Bourse de Paris: le calme avant la tempête ?

Jean-Luc Melanchon
Jean-Luc Melanchon © Getty Images
Amid Faljaoui

Fameuses élections françaises. On a vu que les instituts de sondage se sont bien plantés. On a vu que les commentateurs et autres experts politiques se sont également mis le doigt dans l’œil.

Même le vénérable Alain Duhamel, l’un des meilleurs commentateurs politiques en France, l’a reconnu humblement. J’avais envie de dire que même les patrons et les économistes en sont aussi pour leur compte. Sinon comment expliquer que ce lundi, hier donc, la Bourse de Paris est restée calme ? Elle a même vogué dans le vert la plupart de la journée avant de concéder une légère perte de 0.63 % en fin de journée ce lundi soir. Quant aux taux d’intérêt qui devaient se tendre et prendre à la gorge les finances publiques de la France, ils se sont même légèrement détendus.

Mais attention : ce calme de la Bourse de Paris est en trompe-l’œil. Les investisseurs restent calmes car ils sont persuadés que le Nouveau Front Populaire ne pourra pas appliquer à la lettre son programme économique. Il faut dire que ce programme devrait se traduire par de nouveaux impôts de l’ordre de 150 milliards, avec le financement d’un salaire minimum à 1600 euros nets et un blocage des prix immédiats pour les biens de première nécessité. C’est vrai que le blocage des biens dans l’alimentation et les carburants figure en première ligne du programme économique du Nouveau Front Populaire. Comme le pouvoir d’achat est la préoccupation numéro un des Français, un blocage des prix est une mesure symbolique qui pourrait sécuriser les électeurs et envoyer un message aux citoyens du type : « nous avons compris que votre quotidien est compliqué et nous faisons le nécessaire pour y répondre ».

Vu comme ça, on se dit pourquoi pas ? Mais est-ce aussi simple de bloquer les prix de l’alimentation et des carburants ? Non, mais ça ce n’est pas le rôle des politiques d’expliquer l’envers du décor d’une mesure. Donc, on va tenter d’expliquer cela nous-même. D’abord, on a vu ce genre de mesure être pratiquée dans d’autres pays. Un gouvernement bloque les prix de certains biens. À court terme, ça fait du bien, et quelques mois après, il y a une pénurie du bien en question. Pourquoi ? Parce qu’un gouvernement peut bloquer les prix, mais il ne peut pas forcer une entreprise à vendre à perte (le NFP conteste cette vision et part du principe que les entreprises ont des marges qui sont à l’origine de la hausse de l’inflation). Donc, l’entreprise sera obligée de baisser sa production ou d’écouler ses produits dans d’autres pays avoisinants. Carrefour n’a pas que des supermarchés en France et pourrait très bien écouler ses produits ailleurs, en Belgique par exemple.

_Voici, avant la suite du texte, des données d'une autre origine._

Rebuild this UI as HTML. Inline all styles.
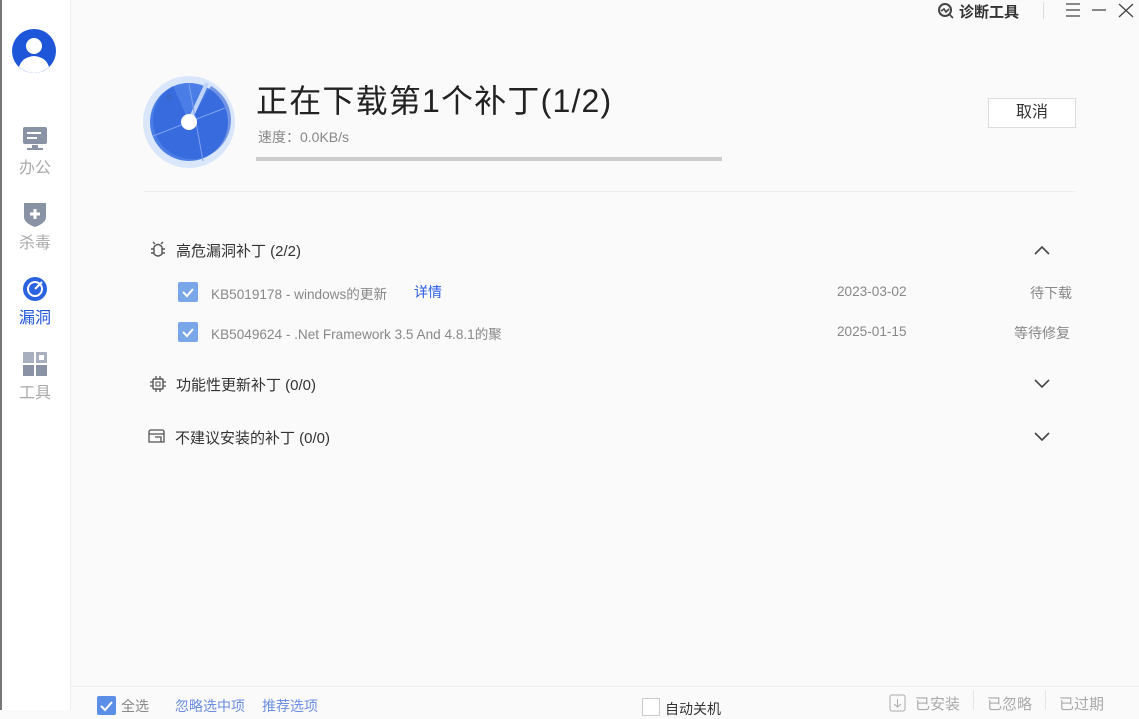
<!DOCTYPE html>
<html><head><meta charset="utf-8"><style>
*{margin:0;padding:0;box-sizing:border-box}
body{width:1139px;height:710px;overflow:hidden;background:#fafafa;font-family:"Liberation Sans","Noto Sans CJK SC",sans-serif;position:relative;color:#333}
.abs{position:absolute}
.side{left:0;top:0;width:71px;height:710px;background:#fff;border-right:1px solid #eee;border-left:2px solid #777}
.nav{position:absolute;left:2px;width:62px;text-align:center;font-size:16px;color:#aaa}
.t{font-size:15px;color:#333}
.g{font-size:13.6px;color:#888}
.cb{width:20px;height:20px;background:#7aa7ea;border-radius:2px}
</style></head><body>
<div class="abs side">
 <svg class="abs" style="left:10px;top:29px" width="44" height="44"><circle cx="22" cy="22" r="22" fill="#1d56d8"/><circle cx="22" cy="17" r="8" fill="#fff"/><path d="M7 38 Q10 28 22 27 Q34 28 37 38 Q30 44 22 44 Q14 44 7 38Z" fill="#fff"/></svg>
 <div class="nav" style="top:126px"><svg width="26" height="26"><rect x="1" y="1" width="24" height="17" rx="2" fill="#8a93a6"/><rect x="5" y="6" width="14" height="2" fill="#fff"/><rect x="5" y="11" width="10" height="2" fill="#fff"/><rect x="10" y="19" width="6" height="3" fill="#8a93a6"/><rect x="5" y="22" width="16" height="2" fill="#8a93a6"/></svg><div style="margin-top:-3px">办公</div></div>
 <div class="nav" style="top:201px"><svg width="26" height="26"><path d="M2 2 H24 V16 Q24 22 13 26 Q2 22 2 16Z" fill="#8a93a6"/><path d="M13 8 V18 M8 13 H18" stroke="#fff" stroke-width="3"/></svg><div style="margin-top:-3px">杀毒</div></div>
 <div class="nav" style="top:276px;color:#1d56d8"><svg width="26" height="26"><circle cx="13" cy="13" r="12" fill="#2a62e0"/><circle cx="13" cy="13" r="7" fill="none" stroke="#fff" stroke-width="2"/><path d="M13 13 L20 6" stroke="#fff" stroke-width="2"/></svg><div style="margin-top:-3px">漏洞</div></div>
 <div class="nav" style="top:351px"><svg width="26" height="26"><rect x="1" y="1" width="11" height="11" fill="#a8b0c0"/><rect x="14" y="1" width="11" height="11" fill="#a8b0c0"/><rect x="17" y="4" width="5" height="5" fill="#fff"/><rect x="1" y="14" width="11" height="11" fill="#8a93a6"/><rect x="14" y="14" width="11" height="11" fill="#8a93a6"/></svg><div style="margin-top:-3px">工具</div></div>
</div>
<svg class="abs" style="left:938px;top:3px" width="16" height="16"><circle cx="7" cy="7" r="6" fill="none" stroke="#444" stroke-width="2"/><path d="M3 8 L6 6 L8 9 L11 6 M11 11 L15 15" stroke="#444" stroke-width="1.6" fill="none"/></svg>
<div class="abs" style="left:959px;top:1px;font-size:15px;font-weight:bold;color:#333">诊断工具</div>
<div class="abs" style="left:1043px;top:2px;width:1px;height:17px;background:#ddd"></div>
<svg class="abs" style="left:1064px;top:2px" width="75" height="16"><path d="M2 2 H16 M2 8 H16 M2 14 H16 M28 8 H42 M55 2 L69 15 M69 2 L55 15" stroke="#444" stroke-width="1.3"/></svg>
<svg class="abs" style="left:143px;top:76px" width="92" height="92"><circle cx="46" cy="46" r="46" fill="#d9e6fb"/><circle cx="46" cy="46" r="39" fill="#4a7ee6"/><path d="M46 46 L68 10 A39 39 0 1 1 30 10Z" fill="#2d5fd8" opacity=".6"/><path d="M46 46 L64 7" stroke="#bfd3fa" stroke-width="4"/><path d="M10 60 L82 32 M46 8 L60 85" stroke="#7ea2ee" stroke-width="1"/><circle cx="46" cy="46" r="8" fill="#fff"/><circle cx="26" cy="21" r="3" fill="#3a66cc"/></svg>
<div class="abs" style="left:256px;top:76px;font-size:32px;color:#222;letter-spacing:1.2px">正在下载第1个补丁(1/2)</div>
<div class="abs g" style="left:258px;top:127px;font-size:14px">速度：0.0KB/s</div>
<div class="abs" style="left:256px;top:157px;width:466px;height:4px;background:#ccc"></div>
<div class="abs" style="left:988px;top:98px;width:88px;height:30px;border:1px solid #ddd;background:#fff;text-align:center;line-height:28px;font-size:16px">取消</div>
<div class="abs" style="left:143px;top:191px;width:933px;height:1px;background:#eee"></div>
<svg class="abs" style="left:149px;top:241px" width="18" height="18"><path d="M5 6 Q9 1 13 6 V13 Q9 17 5 13Z M2 8 H5 M13 8 H16 M2 12 H5 M13 12 H16 M6 3 L4 1 M12 3 L14 1" stroke="#555" stroke-width="1.4" fill="none"/></svg>
<div class="abs t" style="left:176px;top:240px">高危漏洞补丁 (2/2)</div>
<svg class="abs" style="left:1033px;top:245px" width="18" height="12"><path d="M2 9 L9 2 L16 9" stroke="#444" stroke-width="1.6" fill="none"/></svg>
<div class="abs cb" style="left:178px;top:282px"></div><svg class="abs" style="left:178px;top:282px" width="20" height="20"><path d="M5 10 L9 14 L15 7" stroke="#fff" stroke-width="2" fill="none"/></svg>
<div class="abs g" style="left:211px;top:283px">KB5019178 - windows的更新</div>
<div class="abs" style="left:414px;top:282px;font-size:14px;color:#2a5ce8">详情</div>
<div class="abs g" style="left:837px;top:284px">2023-03-02</div>
<div class="abs g" style="left:1030px;top:283px;font-size:14px">待下载</div>
<div class="abs cb" style="left:178px;top:322px"></div><svg class="abs" style="left:178px;top:322px" width="20" height="20"><path d="M5 10 L9 14 L15 7" stroke="#fff" stroke-width="2" fill="none"/></svg>
<div class="abs g" style="left:211px;top:323px">KB5049624 - .Net Framework 3.5 And 4.8.1的聚</div>
<div class="abs g" style="left:837px;top:324px">2025-01-15</div>
<div class="abs g" style="left:1014px;top:323px;font-size:14px">等待修复</div>
<svg class="abs" style="left:149px;top:375px" width="18" height="18"><rect x="4" y="4" width="10" height="10" rx="1" stroke="#555" stroke-width="1.4" fill="none"/><rect x="7" y="7" width="4" height="4" stroke="#555" fill="none"/><path d="M1 7 H4 M1 11 H4 M14 7 H17 M14 11 H17 M7 1 V4 M11 1 V4 M7 14 V17 M11 14 V17" stroke="#555" stroke-width="1.3"/></svg>
<div class="abs t" style="left:176px;top:374px">功能性更新补丁 (0/0)</div>
<svg class="abs" style="left:1033px;top:377px" width="18" height="12"><path d="M2 3 L9 10 L16 3" stroke="#444" stroke-width="1.6" fill="none"/></svg>
<svg class="abs" style="left:148px;top:428px" width="18" height="16"><path d="M1 14 V4 Q1 2 3 2 H14 Q16 2 16 4 V14 Z M1 6 H16 M7 9 H13 V14" stroke="#555" stroke-width="1.3" fill="none"/></svg>
<div class="abs t" style="left:175px;top:427px">不建议安装的补丁 (0/0)</div>
<svg class="abs" style="left:1033px;top:430px" width="18" height="12"><path d="M2 3 L9 10 L16 3" stroke="#444" stroke-width="1.6" fill="none"/></svg>
<div class="abs" style="left:71px;top:686px;width:1068px;height:1px;background:#eee"></div>
<div class="abs cb" style="left:97px;top:696px;width:19px;height:19px;background:#5b8ee6"></div><svg class="abs" style="left:97px;top:696px" width="20" height="20"><path d="M4 10 L8 14 L15 6" stroke="#fff" stroke-width="2" fill="none"/></svg>
<div class="abs g" style="left:121px;top:696px;font-size:14px">全选</div>
<div class="abs" style="left:175px;top:696px;font-size:14px;color:#6b8ee0">忽略选中项</div>
<div class="abs" style="left:262px;top:696px;font-size:14px;color:#6b8ee0">推荐选项</div>
<div class="abs" style="left:642px;top:698px;width:18px;height:18px;border:1px solid #ccc;background:#fff"></div>
<div class="abs" style="left:665px;top:699px;font-size:14px;color:#333">自动关机</div>
<svg class="abs" style="left:888px;top:692px" width="20" height="20"><rect x="2" y="3" width="15" height="16" rx="2" stroke="#aaa" fill="none"/><path d="M9.5 7 V15 M6 12 L9.5 15 L13 12" stroke="#aaa" fill="none"/></svg>
<div class="abs" style="left:915px;top:693px;font-size:15px;color:#aaa">已安装</div>
<div class="abs" style="left:973px;top:690px;width:1px;height:20px;background:#e5e5e5"></div>
<div class="abs" style="left:987px;top:693px;font-size:15px;color:#aaa">已忽略</div>
<div class="abs" style="left:1045px;top:690px;width:1px;height:20px;background:#e5e5e5"></div>
<div class="abs" style="left:1059px;top:693px;font-size:15px;color:#aaa">已过期</div>
</body></html>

Le Nouveau Front Populaire pourrait imaginer de compenser les pertes des entreprises (peu probable). Mais si c’est le cas, un blocage de prix financé par l’État revient à faire payer au contribuable ce que le consommateur aura gagné – aucun intérêt. Et puis, prenons le cas du carburant, si son prix est bloqué, il va surtout profiter aux plus hauts revenus car les « riches » sont ceux qui consomment le plus de carburants. Il y aurait donc un effet d’aubaine qui ne profiterait pas aux électeurs du Nouveau Front Populaire mais aux électeurs de Macron. Avouez que ce serait drôle.

Bref, vous l’avez compris, dire que l’on va prendre des mesures par décret est une chose, les rendre applicables en est une autre. Le Diable se niche dans les détails, et le diable n’est ni de gauche ni de droite.